PWP evidently hopes to rival the success of Centerview, headed in the UK by Robin Budenberg, a former head of UK Financial Investments as well as SG Warburg and UBS, and of Robey Warshaw, founded by the takeover tacticians Sir Simon Robey, Simon Warshaw and Philip Apostolides.
Both boutiques featured at the top of Dealogic’s UK M&A dealmaking tables last year and are manned by old lags who remember the Big Bang and the big City names of the last century. That includes one Peter Wilmot-Sitwell, father of Alex and former chairman of SG Warburg, which was swallowed up by UBS in the 1990s.
The attraction to rainmakers of moving from a bank to a boutique are manifold. The barriers to setting up advisory boutiques are relatively low, the office politics are easier to manage and the rewards can be eye-watering.
Robey Warshaw, which worked on some of the UK’s largest deals in recent years, including the takeovers of SABMiller and Arm Holdings, paid out a profit pool of £63m to its 16-or-so staff last year. Its highest paid founder took home nearly £40m. That seems more than fair for the knowledge gained in the work of a lifetime. In fact, more than enough to retire on.

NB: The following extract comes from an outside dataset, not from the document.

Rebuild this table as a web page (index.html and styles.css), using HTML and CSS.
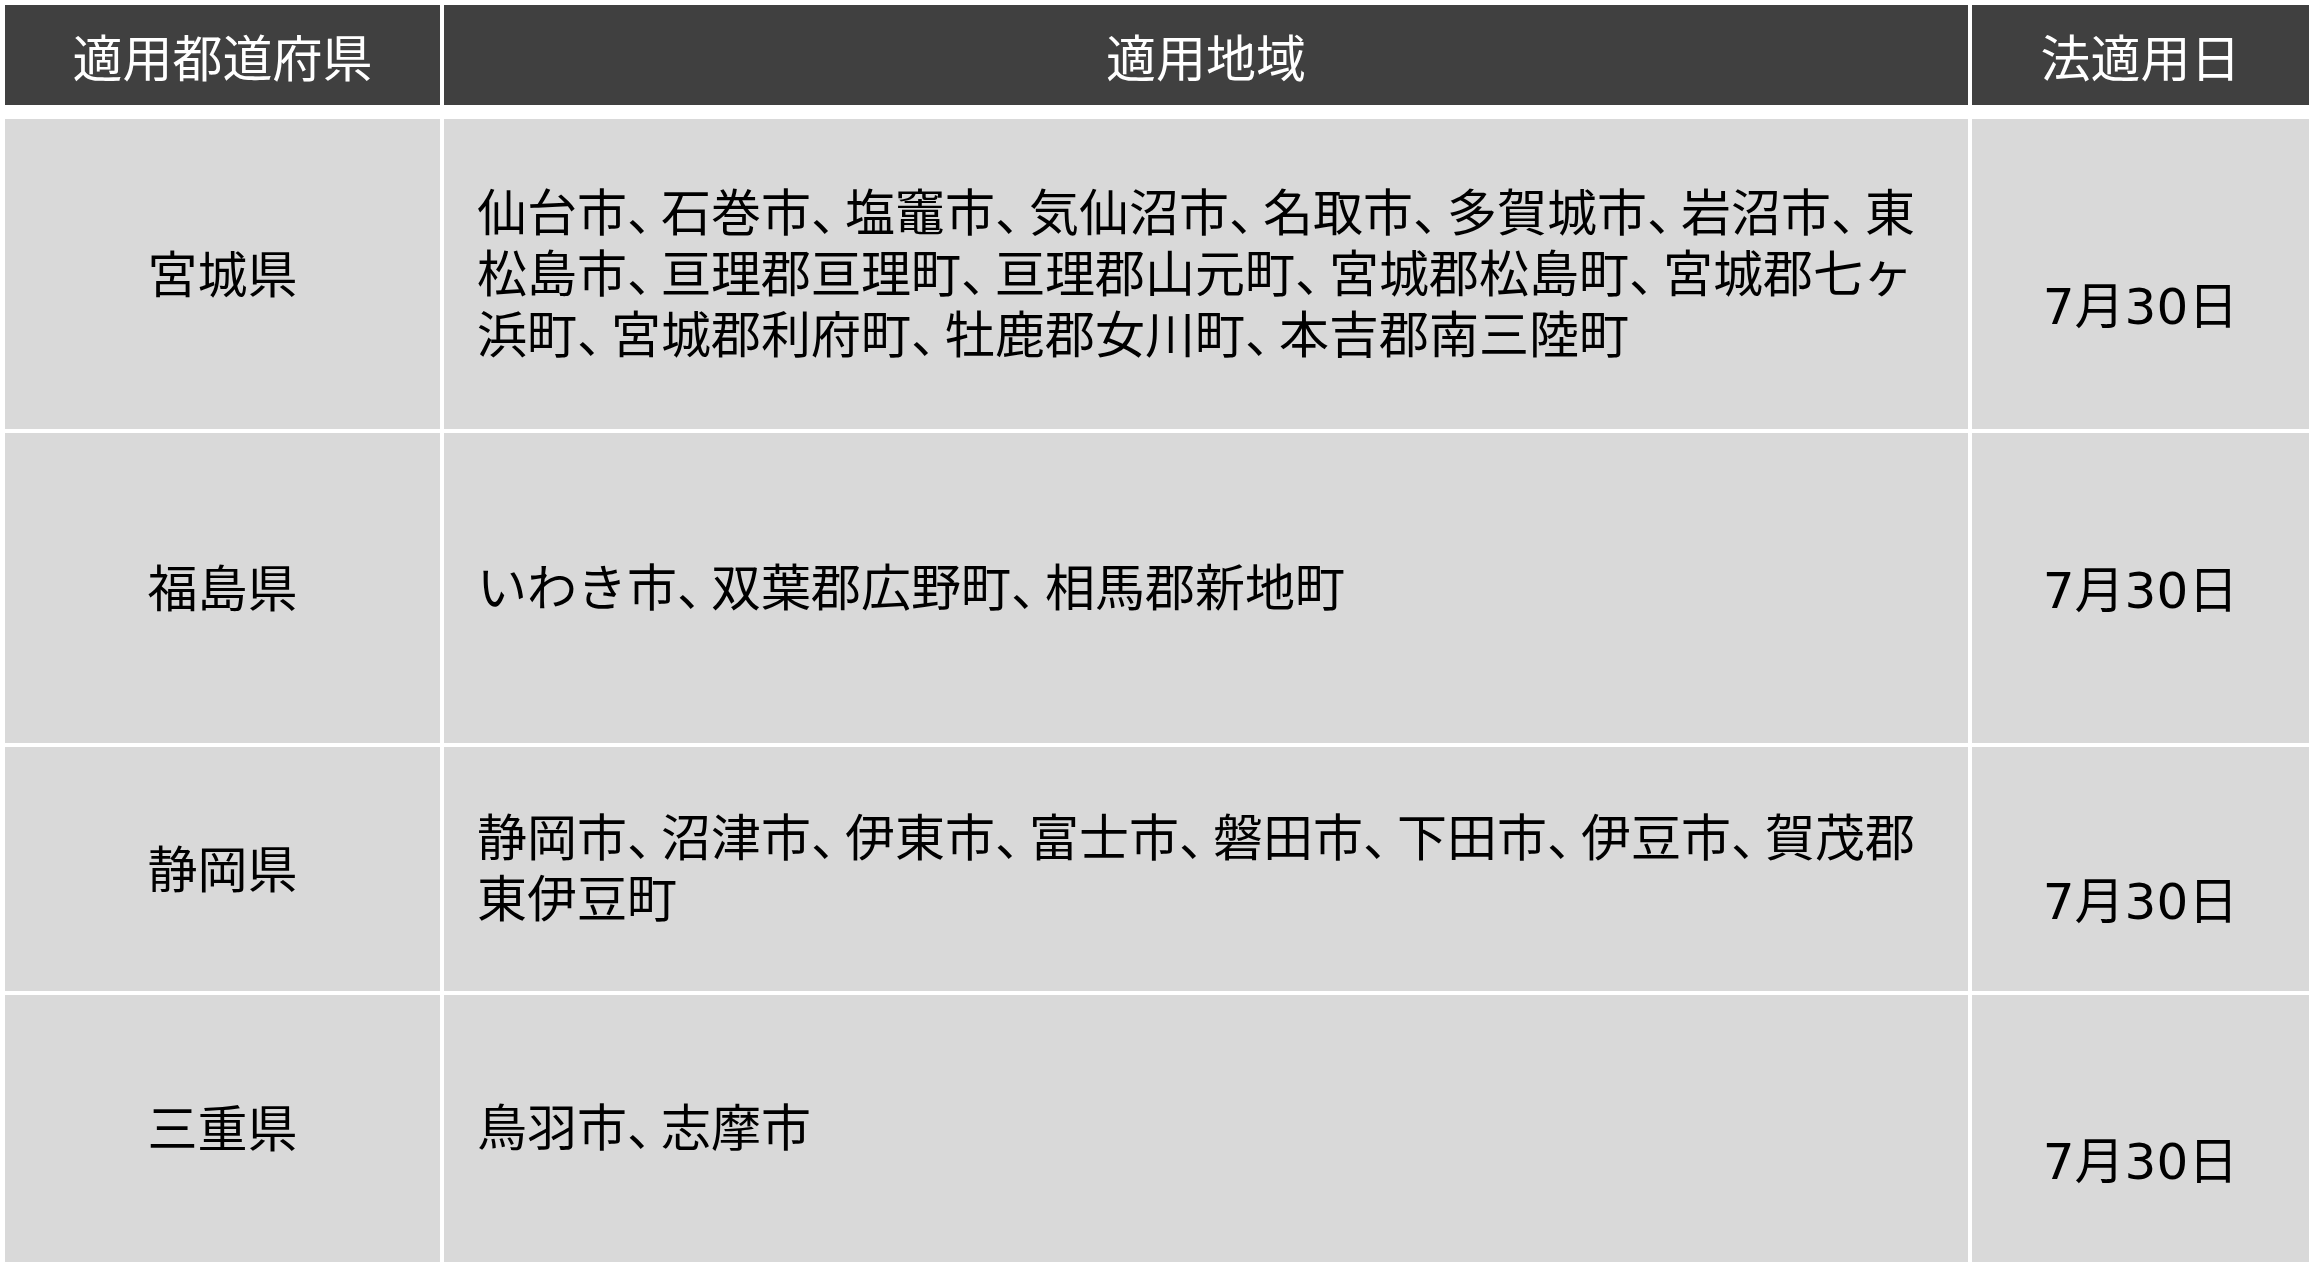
FILE: index.html
```html
<!DOCTYPE html>
<html lang="ja">
<head>
<meta charset="utf-8">
<title>適用地域</title>
<link rel="stylesheet" href="styles.css">
</head>
<body>
<div class="table">
  <div class="cell head">適用都道府県</div>
  <div class="cell head">適用地域</div>
  <div class="cell head">法適用日</div>

  <div class="cell pref">宮城県</div>
  <div class="cell area"><div class="lines">仙台市<span class="p">、</span>石巻市<span class="p">、</span>塩竈市<span class="p">、</span>気仙沼市<span class="p">、</span>名取市<span class="p">、</span>多賀城市<span class="p">、</span>岩沼市<span class="p">、</span>東<br>松島市<span class="p">、</span>亘理郡亘理町<span class="p">、</span>亘理郡山元町<span class="p">、</span>宮城郡松島町<span class="p">、</span>宮城郡七ヶ<br>浜町<span class="p">、</span>宮城郡利府町<span class="p">、</span>牡鹿郡女川町<span class="p">、</span>本吉郡南三陸町</div></div>
  <div class="cell date"><div class="lines"><br>7月30日</div></div>

  <div class="cell pref">福島県</div>
  <div class="cell area"><div class="lines">いわき市<span class="p">、</span>双葉郡広野町<span class="p">、</span>相馬郡新地町</div></div>
  <div class="cell date"><div class="lines">7月30日</div></div>

  <div class="cell pref">静岡県</div>
  <div class="cell area"><div class="lines">静岡市<span class="p">、</span>沼津市<span class="p">、</span>伊東市<span class="p">、</span>富士市<span class="p">、</span>磐田市<span class="p">、</span>下田市<span class="p">、</span>伊豆市<span class="p">、</span>賀茂郡<br>東伊豆町</div></div>
  <div class="cell date"><div class="lines"><br>7月30日</div></div>

  <div class="cell pref">三重県</div>
  <div class="cell area"><div class="lines">鳥羽市<span class="p">、</span>志摩市</div></div>
  <div class="cell date"><div class="lines"><br>7月30日</div></div>
</div>
</body>
</html>
```
FILE: styles.css
```css
html, body {
  margin: 0;
  padding: 0;
  background: #ffffff;
}

body {
  font-family: "Noto Sans CJK JP", "Noto Sans", sans-serif;
  color: #000000;
}

.table {
  margin: 5px 0 0 5px;
  display: grid;
  grid-template-columns: 435px 1524px 337px;
  grid-template-rows: auto 310px 310px 244px 267px;
  column-gap: 4px;
  row-gap: 4px;
  width: 2304px;
}

.cell {
  display: flex;
  align-items: center;
  box-sizing: border-box;
  background: #d9d9d9;
  font-size: 50px;
  line-height: 61px;
  padding-bottom: 6px;
}

.head {
  height: 100px;
  margin-bottom: 10px;
  padding-bottom: 0;
  background: #404040;
  color: #ffffff;
  justify-content: center;
  text-align: center;
}

.pref,
.date {
  justify-content: center;
  text-align: center;
}

.date {
  font-family: "DejaVu Sans", "Noto Sans CJK JP", sans-serif;
  padding-bottom: 0;
  padding-top: 6px;
}

.area {
  padding-left: 33px;
  padding-bottom: 8px;
  text-align: left;
}

.lines {
  white-space: nowrap;
}

.p {
  font-feature-settings: "halt";
  margin-right: 9px;
}
```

Nothing is certain in life except that the grim reaper gathers souls and the Inland Revenue gathers taxes. But it is almost as certain that Rathbone Brothers, the 275-year-old private client investment manager, will gather assets. Or try to.

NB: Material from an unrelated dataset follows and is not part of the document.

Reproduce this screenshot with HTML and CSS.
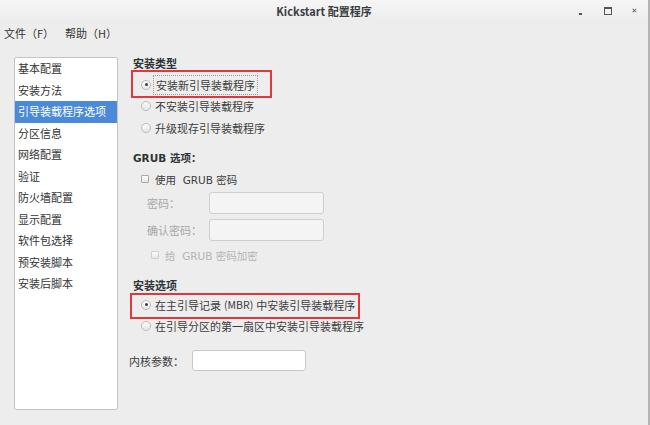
FILE: index.html
```html
<!DOCTYPE html>
<html lang="zh-CN">
<head>
	<meta charset="UTF-8">
	<title>Kickstart 配置程序</title>
	<link rel="stylesheet" href="styles.css">
</head>
<body>
	<div class="window">
		<!-- 标题栏 -->
		<div class="titlebar">
			<span></span>
			<span class="title">Kickstart 配置程序</span>
			<div class="wm-btns">
				<span class="wm-min"></span>
				<span class="wm-max"></span>
				<span class="wm-close">&#x2715;</span>
			</div>
		</div>
		<!-- 菜单 -->
		<div class="menubar">
			<span>文件（F）</span>
			<span>帮助（H）</span>
		</div>

		<div class="main">
			<!-- 左侧列表 -->
			<ul class="nav">
				<li>基本配置</li>
				<li>安装方法</li>
				<li class="sel">引导装载程序选项</li>
				<li>分区信息</li>
				<li>网络配置</li>
				<li>验证</li>
				<li>防火墙配置</li>
				<li>显示配置</li>
				<li>软件包选择</li>
				<li>预安装脚本</li>
				<li>安装后脚本</li>
			</ul>

			<div class="panel">
				<div class="sec-title">安装类型</div>
				<div class="opts first">
					<div class="opt"><span class="radio on"></span><span class="focus">安装新引导装载程序</span></div>
					<div class="opt"><span class="radio"></span>不安装引导装载程序</div>
					<div class="opt"><span class="radio"></span>升级现存引导装载程序</div>
				</div>

				<div class="sec-title grub">GRUB 选项：</div>
				<div class="check-row"><span class="check"></span>使用&nbsp; GRUB 密码</div>
				<div class="field first-field">
					<span class="label">密码：</span>
					<span class="input off"></span>
				</div>
				<div class="field">
					<span class="label">确认密码：</span>
					<span class="input off"></span>
				</div>
				<div class="check-row sub dim"><span class="check"></span>给&nbsp; GRUB 密码加密</div>

				<div class="sec-title inst">安装选项</div>
				<div class="opts second">
					<div class="opt"><span class="radio on"></span>在主引导记录<span class="mbr">(MBR)</span>中安装引导装载程序</div>
					<div class="opt"><span class="radio"></span>在引导分区的第一扇区中安装引导装载程序</div>
				</div>

				<div class="kernel">
					<span class="label">内核参数：</span>
					<span class="input"></span>
				</div>
			</div>
		</div>

		<!-- 标注框 -->
		<div class="mark mark1"></div>
		<div class="mark mark2"></div>
	</div>
</body>
</html>
```

FILE: styles.css
```css
*{margin: 0;padding: 0;box-sizing: border-box;}
body{width: 650px;height: 425px;overflow: hidden;background: #ededed;
	font-family: "DejaVu Sans", "Noto Sans CJK SC", sans-serif;font-size: 11px;color: #2e3436;}

.window{position: relative;width: 650px;height: 425px;background: #ededed;border-right: 2px solid #b4b4b4;}

.titlebar{height: 22px;display: grid;grid-template-columns: 1fr auto 1fr;align-items: center;
	background: linear-gradient(#f6f6f6, #ececec);}
.titlebar .title{font-family: "Noto Sans CJK SC", sans-serif;font-size: 11px;font-weight: bold;color: #3a3d3f;}
.wm-btns{display: flex;justify-content: flex-end;align-items: center;padding-right: 0;}
.wm-btns span{width: 27px;height: 12px;display: flex;justify-content: center;align-items: center;color: #505050;}
.wm-min::before{content: "";display: block;width: 3px;height: 2px;background: #555;margin-top: 6px;}
.wm-max::before{content: "";display: block;width: 6px;height: 5px;border: 1.5px solid #555;border-top-width: 2px;}
.wm-close{font-size: 7px;font-weight: bold;}

.menubar{height: 24px;line-height: 22px;padding-left: 4px;display: flex;gap: 11px;
	font-family: "Noto Sans CJK SC", sans-serif;font-size: 11px;color: #333;}

.main{display: flex;padding: 9px 0 0 14px;}

.nav{list-style: none;width: 104px;height: 353px;margin-top: 2px;background: #fff;
	border: 1px solid #c4c4c4;border-radius: 2px;font-family: "Noto Sans CJK SC", sans-serif;}
.nav li{height: 21.5px;line-height: 21px;padding-left: 3px;color: #333;white-space: nowrap;}
.nav li.sel{background: #4a8ad8;color: #fff;}

.panel{margin-left: 11px;font-family: "Noto Sans CJK SC", sans-serif;}
.sec-title{height: 16px;line-height: 16px;padding-left: 4px;font-weight: bold;color: #2e3436;}
.sec-title.grub{margin-top: 11.5px;font-family: "DejaVu Sans", "Noto Sans CJK SC", sans-serif;font-size: 10.5px;}
.sec-title.inst{margin-top: 11px;}

.opts.first{margin-top: 3px;}
.opts.second{margin-top: 1px;}
.opt{height: 21.5px;display: flex;align-items: center;padding-left: 12px;color: #3c3c3c;white-space: nowrap;}
.opt .mbr{padding: 0 3px;font-size: 10.5px;}
.radio{width: 10px;height: 10px;border-radius: 50%;border: 1px solid #b9b9b9;margin-right: 4px;
	background: linear-gradient(#fdfdfd, #e6e6e6);display: flex;justify-content: center;align-items: center;}
.radio.on::after{content: "";width: 3px;height: 3px;border-radius: 50%;background: #3a3a3a;}
.focus{outline: 1px dotted #9a9a9a;outline-offset: 1px;padding: 0 1px;}

.check-row{height: 22px;margin-top: 2px;display: flex;align-items: center;padding-left: 12px;color: #3c3c3c;
	font-family: "DejaVu Sans", "Noto Sans CJK SC", sans-serif;font-size: 10.5px;white-space: nowrap;}
.check{width: 8px;height: 8px;border: 1px solid #a9a9a9;border-radius: 1px;margin-right: 6px;
	background: linear-gradient(#fdfdfd, #e6e6e6);}
.check-row.sub{margin-top: 3px;padding-left: 22px;}
.check-row.dim{color: #b4b4b4;}
.check-row.dim .check{border-color: #cfcfcf;}

.field{height: 22px;display: flex;align-items: center;padding-left: 18px;}
.field.first-field{margin-top: 2px;}
.field + .field{margin-top: 5px;}
.field .label{width: 62px;color: #a8a8a8;}
.input{display: block;width: 115px;height: 22px;background: #fff;border: 1px solid #c8c8c8;border-radius: 3px;}
.input.off{background: #f4f4f4;border-color: #cfcfcf;}

.kernel{margin-top: 13px;height: 21px;display: flex;align-items: center;}
.kernel .label{width: 63px;color: #3c3c3c;}
.kernel .input{width: 114px;height: 21px;}

.mark{position: absolute;border: 2px solid #e2383c;}
.mark1{left: 131px;top: 70px;width: 141px;height: 28px;}
.mark2{left: 130px;top: 293px;width: 230px;height: 26px;}
```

Rathbones, which now manages close to £40bn of private investors money, is in talks to buy Speirs & Jeffrey, a little known Glasgow-based manager of £5.5bn in private client portfolios. Last year, Rathbones tried and failed to buy rival Smith & Williamson for £600m. Four years ago, Rathbones took on Jupiter’s private client portfolios and a part of Tilney, then owned by Deutsche Asset Management. It paid about £14m for £3bn of assets.
The price mooted for Speirs is £200m. That is about 3.6 per cent of funds or 28 times Speirs’ earnings of £9m pre-tax last year. Speirs’ profit margins are a tad higher than Rathbone’s at 35 per cent but the price tag is still too rich. Rathbone is valued at about 2.5 per cent of assets, which is a considerable premium to peers such as Brewin Dolphin.

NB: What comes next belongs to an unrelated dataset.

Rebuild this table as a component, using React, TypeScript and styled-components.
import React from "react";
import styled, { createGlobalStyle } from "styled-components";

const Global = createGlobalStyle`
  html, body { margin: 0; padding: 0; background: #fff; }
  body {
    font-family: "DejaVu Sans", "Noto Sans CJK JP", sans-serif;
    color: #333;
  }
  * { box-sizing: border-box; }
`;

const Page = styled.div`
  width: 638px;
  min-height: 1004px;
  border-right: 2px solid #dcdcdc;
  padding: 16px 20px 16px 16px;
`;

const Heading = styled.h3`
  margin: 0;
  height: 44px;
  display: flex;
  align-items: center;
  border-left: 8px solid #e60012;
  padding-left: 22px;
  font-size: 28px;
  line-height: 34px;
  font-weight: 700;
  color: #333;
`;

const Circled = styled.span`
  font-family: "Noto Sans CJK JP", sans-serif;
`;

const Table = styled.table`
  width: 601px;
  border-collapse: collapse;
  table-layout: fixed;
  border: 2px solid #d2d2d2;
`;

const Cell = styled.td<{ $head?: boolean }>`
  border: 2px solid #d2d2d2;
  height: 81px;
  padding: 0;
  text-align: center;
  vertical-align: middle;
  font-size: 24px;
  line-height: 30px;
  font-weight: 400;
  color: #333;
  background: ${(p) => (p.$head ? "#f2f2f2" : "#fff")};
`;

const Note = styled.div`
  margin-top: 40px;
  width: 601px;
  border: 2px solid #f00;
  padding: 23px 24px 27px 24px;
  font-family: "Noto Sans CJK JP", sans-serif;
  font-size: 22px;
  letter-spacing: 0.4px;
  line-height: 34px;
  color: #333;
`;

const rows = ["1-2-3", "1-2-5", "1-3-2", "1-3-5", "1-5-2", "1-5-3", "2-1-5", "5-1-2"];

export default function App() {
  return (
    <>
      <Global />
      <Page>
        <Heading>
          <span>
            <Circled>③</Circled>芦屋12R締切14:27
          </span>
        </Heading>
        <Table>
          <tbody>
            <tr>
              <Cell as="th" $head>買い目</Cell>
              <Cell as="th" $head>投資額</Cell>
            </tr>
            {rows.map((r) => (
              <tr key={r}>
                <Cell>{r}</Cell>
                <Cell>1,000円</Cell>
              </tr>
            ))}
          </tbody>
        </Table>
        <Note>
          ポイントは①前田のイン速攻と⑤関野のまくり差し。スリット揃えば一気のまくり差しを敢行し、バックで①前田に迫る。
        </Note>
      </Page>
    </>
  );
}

Private clients are less flighty than institutions, and they hold fast to their investment managers. But to justify stumping up £200m, Rathbone would have to be very sure of the synergies it can extract from amalgamating back offices and putting Speirs on to its IT platform. Shore Capital’s Paul McGinnis says if Rathbone hopes “to generate a return capable of value creation over any reasonable hurdle rate” the savings from putting the two businesses together would need “to be at least double Speirs’ current level of profitability”. Unlike death and taxes, that is far from certain.
Dodge the dodgems
Here’s a thing. New car sales drop a worse than expected 16 per cent in March and 12 per cent in the year to date, and shares in car dealerships — Pendragon, Vertu and Lookers — rise.
Yet dark clouds are massing over the sector: interest rates are expected to rise, consumer confidence looks a tad shaky, and regulators are showing an interest in personal contract plans or PCPs which have been such a boon to dealers in recent years. That is aside from the uncertainty of Brexit and the impact on car manufacturers, with their tight hold on dealership partners.
The dealers have studiously focused on more stable and higher-margin revenues from after-sales services and used cars — a market about three times the size of new cars — while establishing themselves online. That will help to offset the money spent on their acres of flashy forecourts. But Pendragon’s profit warning last October, due to reduced new car sales revenues and gross margins, was ominous.
Shares in the dealers, at well under 10 times earnings, are hardly expensive. But that is for a very good reason.